Tuesday, January 31, 2012

Delicatessen



In Delicatessen, Jean-Pierre Juenet casts his usual eclectic assortment of characters, including a Sweeney Todd like murderous butcher, an ex-circus performer, and two men who manufacture cans which make animal sounds—to name a few.  An apartment building in post-apocalyptic France serves as the fun house in which the lives of these characters collide in an absurd series of events.  One of the most strikingly aesthetic qualities of the film is Juenet’s use of color.  The entire film has a very warm quality; some scenes appear to glow orange while others seems to be infected with a surreal toxic lime green light.
  
The film is periodically punctuated with more still shots of the apocalyptic city landscape showing decrepit buildings shrouded in a dreamlike orange mist.  The green illumination is more prevalent in scenes depicting water—either in the underground world or in the bathroom flood scene.  In the sewers and tunnels of the underground the water takes on the color of electric mountain dew.  
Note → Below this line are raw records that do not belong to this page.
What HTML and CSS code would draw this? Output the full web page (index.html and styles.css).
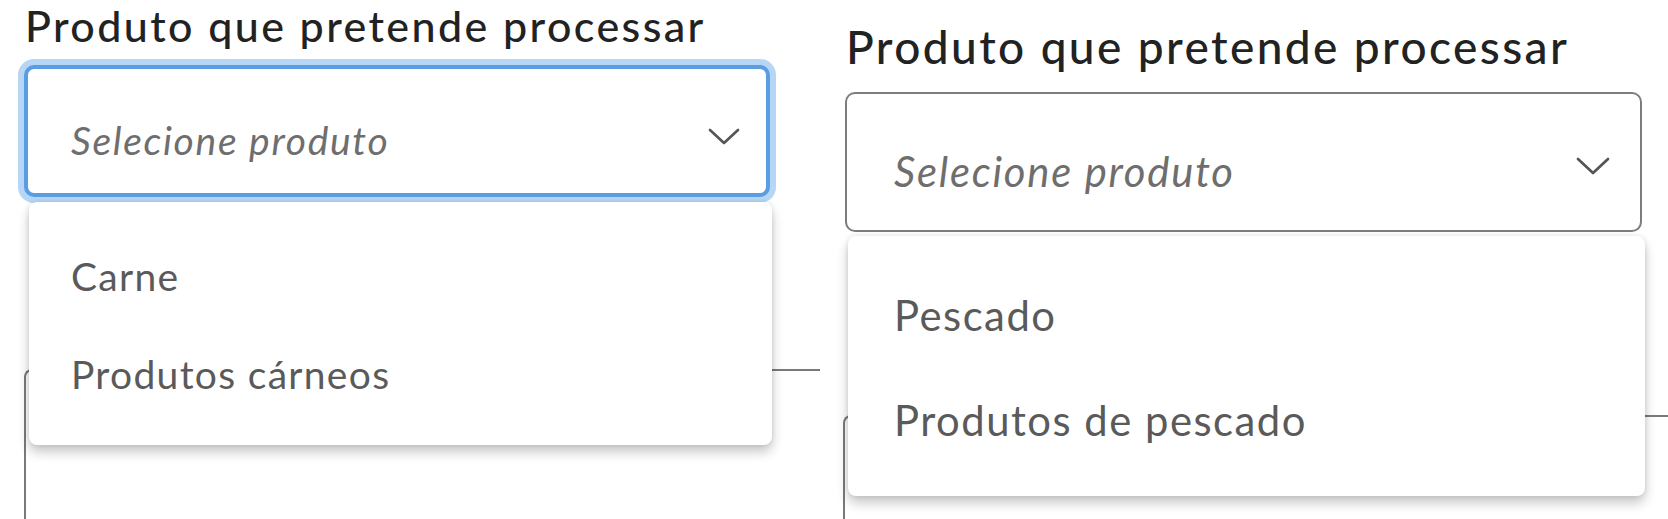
FILE: index.html
```html
<!DOCTYPE html>
<html lang="pt">
<head>
<meta charset="utf-8">
<title>Produto</title>
<link rel="stylesheet" href="styles.css">
</head>
<body>
<div class="page">
  <section class="panel panel-a">
    <h2 class="label">Produto que pretende processar</h2>
    <div class="select-wrap">
      <div class="select focused">
        <span class="placeholder">Selecione produto</span>
        <svg class="chev" viewBox="0 0 32 17" width="32" height="17"><polyline points="2,2 16,15 30,2" fill="none" stroke="#555" stroke-width="2.6" stroke-linecap="round" stroke-linejoin="round"/></svg>
      </div>
      <ul class="menu">
        <li class="item">Carne</li>
        <li class="item">Produtos cárneos</li>
      </ul>
    </div>
    <div class="field"></div>
  </section>
  <section class="panel panel-b">
    <h2 class="label">Produto que pretende processar</h2>
    <div class="select-wrap">
      <div class="select">
        <span class="placeholder">Selecione produto</span>
        <svg class="chev" viewBox="0 0 34 18" width="34" height="18"><polyline points="2,2 17,16 32,2" fill="none" stroke="#555" stroke-width="2.7" stroke-linecap="round" stroke-linejoin="round"/></svg>
      </div>
      <ul class="menu">
        <li class="item">Pescado</li>
        <li class="item">Produtos de pescado</li>
      </ul>
    </div>
    <div class="field"></div>
  </section>
</div>
</body>
</html>
```
FILE: styles.css
```css
* { box-sizing: border-box; }
html, body { margin: 0; padding: 0; background: #fff; }
body { font-family: Lato, "Open Sans", sans-serif; }
.page { display: flex; width: 1668px; height: 519px; overflow: hidden; }
.panel { height: 519px; overflow: hidden; }
.label { margin: 0; color: #222; font-weight: 500; white-space: nowrap; }
.select-wrap { position: relative; }
.select {
  display: flex; align-items: center; background: #fff;
}
.placeholder { flex: 1; font-style: italic; color: #6e6e6e; white-space: nowrap; }
.chev { flex: none; display: block; }
.menu {
  position: absolute; z-index: 2; margin: 0; list-style: none;
  background: #fff; border-radius: 8px;
  box-shadow: 0 7px 12px rgba(0,0,0,0.22), 0 0 5px rgba(0,0,0,0.10);
}
.item { color: #5a5a5a; white-space: nowrap; }
.field { border-top: 2px solid #7a7a7a; border-left: 2px solid #7a7a7a; border-top-left-radius: 8px; height: 300px; width: 1000px; }

/* panel A */
.panel-a { width: 820px; padding-left: 24px; }
.panel-a .label { font-size: 43px; line-height: 52px; padding-left: 1px; letter-spacing: 2.4px; }
.panel-a .select-wrap { margin-top: 13px; }
.panel-a .select {
  width: 746px; height: 132px; border: 4px solid #5b9de3; border-radius: 10px;
  box-shadow: 0 0 0 6px #b7d6f6; padding: 0 26px 0 43px;
}
.panel-a .placeholder { font-size: 39px; margin-top: 18px; letter-spacing: 1.7px; }
.panel-a .chev { margin-top: 10px; }
.panel-a .menu { top: calc(100% + 5px); left: 5px; width: 743px; height: 243px; padding: 25px 0 22px; }
.panel-a .item { height: 98px; line-height: 98px; padding-left: 42px; font-size: 39px; letter-spacing: 1.3px; }
.panel-a .field { margin-top: 172px; }

/* panel B */
.panel-b { flex: 1; padding-left: 25px; padding-top: 21px; }
.panel-b .label { font-size: 46px; line-height: 51px; padding-left: 1px; letter-spacing: 2.4px; }
.panel-b .select-wrap { margin-top: 20px; }
.panel-b .select {
  width: 797px; height: 140px; border: 2px solid #7d7d7d; border-radius: 10px;
  padding: 0 30px 0 47px;
}
.panel-b .placeholder { font-size: 41.8px; margin-top: 18px; letter-spacing: 1.8px; }
.panel-b .chev { margin-top: 8px; }
.panel-b .menu { top: calc(100% + 4px); left: 3px; width: 797px; height: 260px; padding: 27px 0 23px; }
.panel-b .item { height: 105px; line-height: 105px; padding-left: 46px; font-size: 41.8px; letter-spacing: 1.5px; }
.panel-b .field { margin-top: 183px; margin-left: -2px; }
```
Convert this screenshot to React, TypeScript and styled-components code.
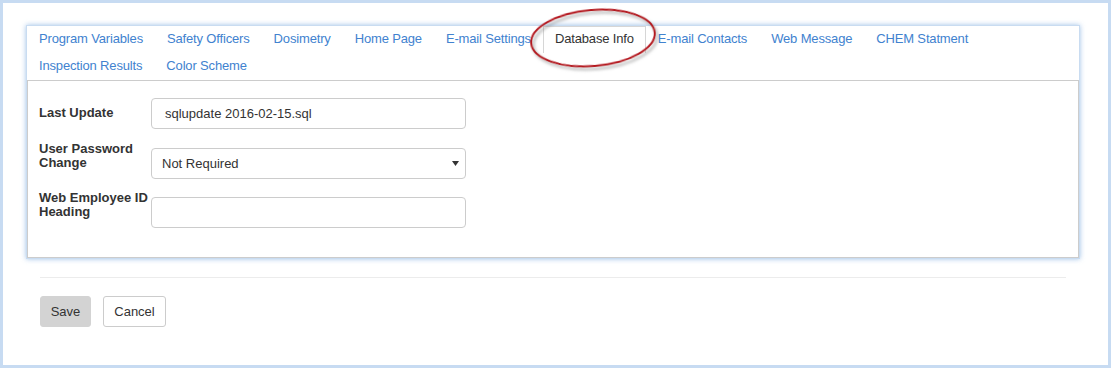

In the bathroom scene, the water takes on the color of sea green emerald.  In each instance, Jeunet acts as a painter, heightening the saturation of colors in reality to achieve a certain ambience.  
While the entire film takes on this warm glow, Jeunet also makes specific color choices for set.  He frequently makes use of green and red in clothing, objects, and rooms.  For example, the kitchen is almost entirely green—both in the objects it contains and way it is filmed.  Characters in the kitchen will frequently be wearing burgundy.  There is a dramatic juxtaposition of complimentary colors that is apparent yet subtle.  This effect creates a feeling of surreal implacability--the setting is familiar yet very strange.
            This feeling of implacability is also echoed in the set objects that Jeunet selects.  While the film is obviously set in the distant future, there is a 1940s kitsch quality to the objects shown in it, creating an anachronistic paradox where the viewer is unsure of where to position himself.  There is a certain emphasis on the materiality of objects in film.  In the opening credits, the camera slowing pans over an assortment of odd trinkets, mementos, lost toys, mysterious artifacts, and obsolescent technologies.  Each object is so specific and poignant that it takes on a personality of its own, each with its own history.  Later in the film, there is a sequence of scenes focusing on the television.  The flickering of the old fashioned television seems to reference both the materiality of television set, the screen, and of cinema itself.  During the final fight sequence, there is as much footage of the television as there is of the characters; the television itself becomes an actor in the film, illustrating just how Jeunet manipulates film to create surreal situations where objects become actors and time becomes implacable.